= Nicholas de la Fontaine =

Protestant refugee

Nicholas de la Fontaine was a Protestant refugee in Geneva who entered the service of John Calvin as his secretary. De la Fontaine brought Michael Servetus to trial on August 14, 1553 on the charges of heresy against Calvinism, as Calvin himself at this point was too incapacitated with various health problems to personally appear at the trial.

== The Complaint of Nicholas de la Fontaine Against Servetus ==
In 1553, de la Fontaine published a list of "complaints" against Servetus regarding his supposedly heretical activities. There were originally forty articles in this text, but before the trial, this number was reduced to thirty-eight. Notable excerpts from the list include:

VIII: To wit, whether he has not written and falsely taught and published that to believe in a single essence of God there are three distinct persons, the Father, the Son, and the Holy Ghost, is to create four phantoms, which cannot and ought not to be imagined.

XXXII: Item, that little children are sinless, and moreover are incapable of redemption until they come of age.

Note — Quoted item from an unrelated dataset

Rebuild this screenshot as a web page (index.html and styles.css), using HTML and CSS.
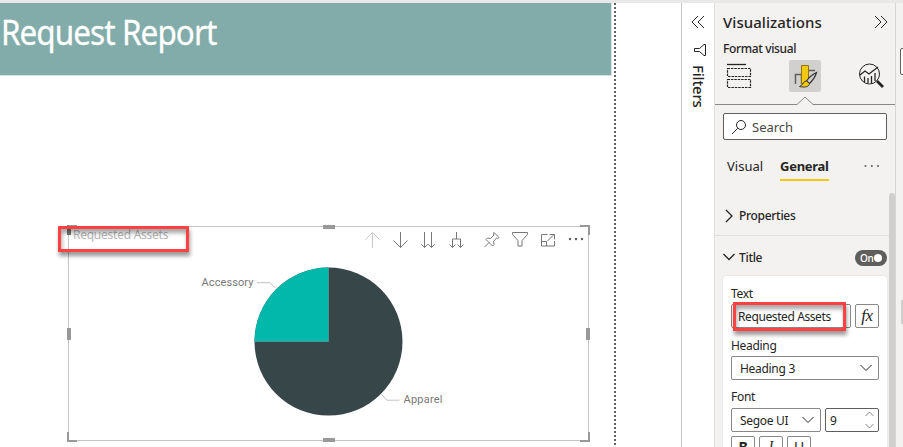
FILE: index.html
```
<!DOCTYPE html>
<html lang="en">
<head>
<meta charset="utf-8">
<title>Request Report</title>
<link rel="stylesheet" href="styles.css">
</head>
<body>
<div class="app">
  <main class="canvas">
    <div class="page">
      <header class="banner"><h1>Request Report</h1></header>
      <section class="visual">
        <div class="visual-head">
          <h3 class="visual-title">Requested Assets</h3>
          <div class="toolbar">
            <svg class="tool dim" viewBox="0 0 28 20"><path d="M14.5 18V2.5M7.5 9.5l7-7 7 7"/></svg>
            <svg class="tool" viewBox="0 0 28 20"><path d="M14.5 2v15.5M7.5 10.5l7 7 7-7"/></svg>
            <svg class="tool" viewBox="0 0 28 20"><path d="M10.5 2v15.5M7.2 14.2l3.3 3.3 3.3-3.3M17.5 2v15.5M14.2 14.2l3.3 3.3 3.3-3.3"/></svg>
            <svg class="tool" viewBox="0 0 28 20"><path d="M14.500 2v7M10.500 17.500v-8.500h8v8.500M7.500 14.500l3 3 3-3M15.500 14.500l3 3 3-3"/></svg>
            <svg class="tool pin" viewBox="0 0 28 20"><path d="M16 2.500l5 5-1.500 1-1-.5-3 3.500.5 3-1.500 1.500-6.500-6.500 1.500-1.500 3 .5 3.500-3.500-.5-1zM11 12.500l-4.500 4.500"/></svg>
            <svg class="tool" viewBox="0 0 28 20"><path d="M6.500 2.500h15v2l-5.500 6v5.500h-4v-5.500l-5.500-6z"/></svg>
            <svg class="tool" viewBox="0 0 28 20"><path d="M13.500 4.500h-6v11.500h13v-5M7.500 11.500h5v4.500M13.500 11l6.500-6.500M15.500 4.500h5v5"/></svg>
            <svg class="tool" viewBox="0 0 28 20"><g class="dots"><circle cx="8" cy="9" r="1.200"/><circle cx="14" cy="9" r="1.200"/><circle cx="20" cy="9" r="1.200"/></g></svg>
          </div>
        </div>
        <svg class="chart" viewBox="69 253 519 187">
          <circle class="slice" cx="328.500" cy="341.600" r="74" fill="#374649"/>
          <path class="slice" d="M328.500 341.500V267.600A74 74 0 0 0 254.500 341.500z" fill="#01b8aa"/>
          <path d="M328.500 267.800V341.500H254.500" fill="none" stroke="#5f9d98" stroke-width=".7"/>
          <path class="leader" d="M257 282.700h13l5 5M381.500 394.500l5.500 5.700h12.500"/>
          <text class="label" x="201.500" y="286" textLength="52">Accessory</text>
          <text class="label" x="403.500" y="403" textLength="39">Apparel</text>
        </svg>
        <i class="corner tl"></i><i class="corner tr"></i><i class="corner bl"></i><i class="corner br"></i>
        <i class="grip top"></i><i class="grip bottom"></i><i class="grip left"></i><i class="grip right"></i>
        <i class="callout callout-visual"></i>
      </section>
    </div>
  </main>
  <aside class="filters">
    <svg width="14" height="14" viewBox="0 0 14 14"><path d="M7 1L1 7l6 6M13 1L7 7l6 6"/></svg>
    <svg class="funnel" width="14" height="14" viewBox="0 0 14 14"><path d="M12.500 1.500v11h-1.500l-4.500-4h-5v-3h5l4.500-4z"/></svg>
    <span class="filters-label">Filters</span>
  </aside>
  <aside class="viz">
    <div class="viz-head">
      <h2>Visualizations</h2>
      <svg width="14" height="14" viewBox="0 0 14 14"><path d="M1 1l6 6-6 6M7 1l6 6-6 6"/></svg>
    </div>
    <p class="subtitle">Format visual</p>
    <div class="modes">
      <svg class="mode" viewBox="0 0 32 32"><path d="M4 4.500h19" stroke-width="1.300"/><path d="M4.500 8.500h23v8h-23zM4.500 19.500h23v8h-23z" stroke-width="1.200" stroke-dasharray="2.500 .9"/></svg>
      <svg class="mode active" viewBox="0 0 32 32"><path d="M6.500 24V14.500h6M19 10.500h7M12.500 24V14.500" stroke="#605e5c" stroke-width="1.500"/><path d="M12.500 5.500h7v18h-7z" fill="#f2c811" stroke="#927300"/><path d="M27.500 12.500c-4 2-8 5.500-10 8.500l3 2.500c3-3 6-7 7-11z" fill="#d2d0ce" stroke="#333" stroke-width="1.200"/><path d="M17.500 21c-3.500 0-3 4-7 5.500 5 1.200 9.500.5 10-3z" fill="#f2c811" stroke="#333"/></svg>
      <svg class="mode" viewBox="0 0 32 32"><circle cx="14.500" cy="14" r="10"/><path d="M5 15l5-4 4 3 9-7M9.500 22v-5.500M13 23v-5M16.500 23v-7M20 21v-8" stroke-width="1.300"/><path d="M22 21l6 6" stroke-width="2.800"/></svg>
    </div>
    <svg class="pointer" viewBox="0 0 180 9"><path d="M0 8.500h82l8-7.500 8 7.500h82"/></svg>
    <div class="search">
      <svg width="16" height="16" viewBox="0 0 16 16"><circle cx="10" cy="6" r="4.500"/><path d="M6.700 9.300L1 15"/></svg>
      <span>Search</span>
    </div>
    <nav class="tabs">
      <span class="tab">Visual</span><span class="tab selected">General</span>
      <svg width="16" height="4" viewBox="0 0 16 4"><g class="dots"><circle cx="1.500" cy="2" r="1"/><circle cx="7.800" cy="2" r="1"/><circle cx="14" cy="2" r="1"/></g></svg>
    </nav>
    <div class="scroll">
      <div class="group properties">
        <svg width="12" height="14" viewBox="0 0 12 14"><path d="M3 1l6 6-6 6"/></svg>
        <span>Properties</span>
      </div>
      <div class="group title-group">
        <svg width="12" height="14" viewBox="0 0 12 14"><path d="M.5 3l5.500 5.500L11.500 3"/></svg>
        <span>Title</span>
        <div class="toggle"><span>On</span><i></i></div>
      </div>
      <div class="card">
        <label>Text</label>
        <div class="row">
          <div class="field text-field"><span>Requested Assets</span><i class="callout callout-text"></i></div>
          <div class="field fx">fx</div>
        </div>
        <label class="heading-label">Heading</label>
        <div class="field select"><span>Heading 3</span><svg width="12" height="8" viewBox="0 0 12 8"><path d="M.5 1L6 6.500 11.500 1"/></svg></div>
        <label class="font-label">Font</label>
        <div class="row font-row">
          <div class="field select family"><span>Segoe UI</span><svg width="12" height="8" viewBox="0 0 12 8"><path d="M.5 1L6 6.500 11.500 1"/></svg></div>
          <div class="field select size"><span>9</span><svg width="9" height="18" viewBox="0 0 9 18"><path d="M.5 5l4-4 4 4M.5 13l4 4 4-4"/></svg></div>
        </div>
        <div class="row styles"><b class="field">B</b><i class="field">I</i><u class="field">U</u></div>
      </div>
      <i class="thumb"></i>
    </div>
  </aside>
  <aside class="edge"><i class="edge-box"></i><i class="edge-thumb"></i></aside>
</div>
</body>
</html>
```

FILE: styles.css
```
* { box-sizing: border-box; }
body { margin: 0; background: #fff; font-family: "Noto Sans", "Open Sans", sans-serif; color: #252423; }
h1, h2, h3, p { margin: 0; font-weight: 400; }
svg { display: block; flex: none; fill: none; stroke: #252423; stroke-width: 1; }
.dots { fill: #605e5c; stroke: none; }
.app { display: flex; width: 903px; height: 447px; border-top: 3px solid #e8e8e8; overflow: hidden; }

.canvas { width: 681px; flex: none; }
.page { width: 616px; height: 444px; background: repeating-linear-gradient(#606060 0 2px, #fff 2px 4px) 614px 0 / 2px 100% no-repeat; }
.banner { width: 612px; height: 73px; background: #81aca9; border-right: 1px solid #d5e4e3; border-bottom: 1px solid #d5e4e3; }
.banner h1 { padding: 5px 0 0 1px; font-size: 34px; line-height: 48px; color: #fff; white-space: nowrap; letter-spacing: -1px; -webkit-text-stroke: .3px #fff; transform: scaleX(.925); transform-origin: 0 0; }
.visual { position: relative; width: 521px; height: 215px; margin: 150px 0 0 68px; border: 1px solid #c4c4c4; }
.visual-head { display: flex; height: 26px; }
.visual-title { width: 289px; flex: none; padding-left: 4px; font-size: 12px; line-height: 16px; letter-spacing: -.25px; color: #b5b5b5; }
.toolbar { display: flex; flex: none; padding-top: 3px; }
.tool { width: 28px; height: 20px; stroke: #777; }
.tool.dim { stroke: #c8c8c8; }
.tool.pin { margin-left: 8px; }
.chart { width: 519px; height: 187px; }
.slice { stroke: none; }
.label { font: 11px Roboto, sans-serif; fill: #777; stroke: none; }
.leader { stroke: #c0c0c0; }
.corner { position: absolute; width: 10px; height: 10px; border: 0 solid #999; }
.tl { left: -2px; top: -2px; border-width: 2px 0 0 4px; border-left-color: #777; }
.tr { right: -2px; top: -2px; border-width: 2px 2px 0 0; }
.bl { left: -2px; bottom: -2px; border-width: 0 0 2px 2px; }
.br { right: -2px; bottom: -2px; border-width: 0 2px 2px 0; }
.grip { position: absolute; background: #999; }
.grip.top, .grip.bottom { width: 12px; height: 4px; left: 254px; }
.grip.left, .grip.right { width: 4px; height: 12px; top: 101px; }
.grip.top { top: -2px; } .grip.bottom { bottom: -2px; }
.grip.left { left: -2px; } .grip.right { right: -2px; }
.callout { position: absolute; border: 3px solid #ff4141; box-shadow: 1px 4px 4px rgba(0,0,0,.4), inset 1px 4px 4px rgba(0,0,0,.35); }
.callout-visual { left: -11px; top: -1px; width: 131px; height: 26px; }

.filters { display: flex; flex-direction: column; align-items: center; width: 34px; flex: none; padding-top: 12px; border-left: 1px solid #c8c6c4; border-right: 1px solid #e1dfdd; }
.funnel { margin: 14px 0 0 3px; }
.filters-label { writing-mode: vertical-rl; font-size: 15px; line-height: 20px; margin: 8px 0 0 2px; font-weight: 500; letter-spacing: -.2px; }

.viz { width: 180px; flex: none; background: #f3f2f1; }
.viz-head { display: flex; justify-content: space-between; align-items: center; height: 22px; margin-top: 8px; padding: 0 7px 0 8px; }
.viz-head h2 { font-size: 15px; font-weight: 500; letter-spacing: .05px; }
.subtitle { margin: 7px 0 0 8px; font-size: 12px; line-height: 18px; font-weight: 500; letter-spacing: -.35px; }
.modes { display: flex; justify-content: space-between; padding: 0 8px; margin-top: 2px; }
.mode { width: 32px; height: 32px; }
.mode.active { background: #d2d0ce; border-radius: 2px; }
.pointer { width: 180px; height: 9px; margin-top: 4px; stroke: #8a8886; }
.search { display: flex; align-items: center; gap: 5px; width: 164px; height: 27px; margin: 8px 0 0 8px; padding-left: 7px; background: #fff; border: 1px solid #605e5c; border-radius: 2px; font-size: 13px; color: #484644; }
.tabs { display: flex; align-items: center; margin: 17px 15px 0 12px; height: 24px; font-size: 13px; }
.tab { height: 24px; line-height: 18px; }
.tab.selected { margin-left: 17px; font-weight: 700; letter-spacing: -.3px; border-bottom: 2px solid #f2c811; }
.tabs svg { margin: 0 0 6px auto; }
.scroll { position: relative; height: 270px; overflow: hidden; }
.group { display: flex; align-items: center; gap: 4px; padding-left: 8px; font-size: 12px; font-weight: 500; letter-spacing: -.3px; }
.group > svg { stroke-width: 1.300; }
.properties { height: 55px; padding-top: 15px; border-bottom: 1px solid #e1dfdd; }
.title-group { height: 40px; padding-top: 3px; padding-right: 8px; }
.toggle { display: flex; align-items: center; justify-content: space-between; width: 32px; height: 16px; margin-left: auto; padding: 0 5px; border-radius: 8px; background: #605e5c; color: #fff; font-size: 10px; }
.toggle i { width: 8px; height: 8px; border-radius: 50%; background: #fff; }
.card { width: 164px; height: 180px; margin-left: 8px; padding: 9px 8px 0; background: #fff; border-radius: 4px 4px 0 0; font-size: 12px; letter-spacing: -.3px; box-shadow: 0 0 3px rgba(0,0,0,.08); }
.card label { display: block; height: 17px; line-height: 18px; }
.row { display: flex; gap: 4px; }
.field { display: flex; align-items: center; height: 24px; background: #fff; border: 1px solid #8a8886; border-radius: 2px; }
.text-field { position: relative; width: 120px; padding-left: 6px; margin-top: 2px; white-space: nowrap; letter-spacing: -.4px; }
.fx { width: 24px; margin-top: 2px; justify-content: center; font: italic 17px "Liberation Serif", serif; }
.callout-text { left: 1px; top: -3px; width: 113px; height: 29px; }
.card .heading-label { margin: 9px 0 2px; }
.select { justify-content: space-between; padding: 0 6px 0 8px; }
.card .font-label { margin: 8px 0 3px; }
.family { width: 90px; }
.size { width: 54px; padding: 0 4px; border-color: #605e5c; }
.size svg { stroke: #8a8886; }
.styles { margin-top: 4px; }
.styles .field { width: 24px; justify-content: center; font-size: 14px; line-height: 16px; padding-bottom: 3px; }
.styles i { font-family: "Liberation Serif", serif; font-size: 17px; }
.thumb { position: absolute; right: 0; top: 12px; width: 6px; height: 266px; border-radius: 3px; background: #d0cfce; }

.edge { position: relative; flex: 1; background: #f3f2f1; border-left: 1px solid #d8d6d4; overflow: hidden; }
.edge-box { position: absolute; left: 4px; top: 45px; width: 20px; height: 27px; border: 1px solid #605e5c; border-radius: 2px; background: #fff; }
.edge-thumb { position: absolute; left: 5px; top: 297px; width: 6px; height: 24px; background: #d0cfce; }
```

XXXIV: Item, that the baptism of little children is an invention of the Devil, an infernal falsehood tending to the destruction of all Christianity.

XXXIX: Item, that in the person of M. Calvin, minister of the word of God in the Church of Geneva, he has defamed with printed book the doctrine which he preached, uttering all the injurious and blasphemous things which it is possible to invent.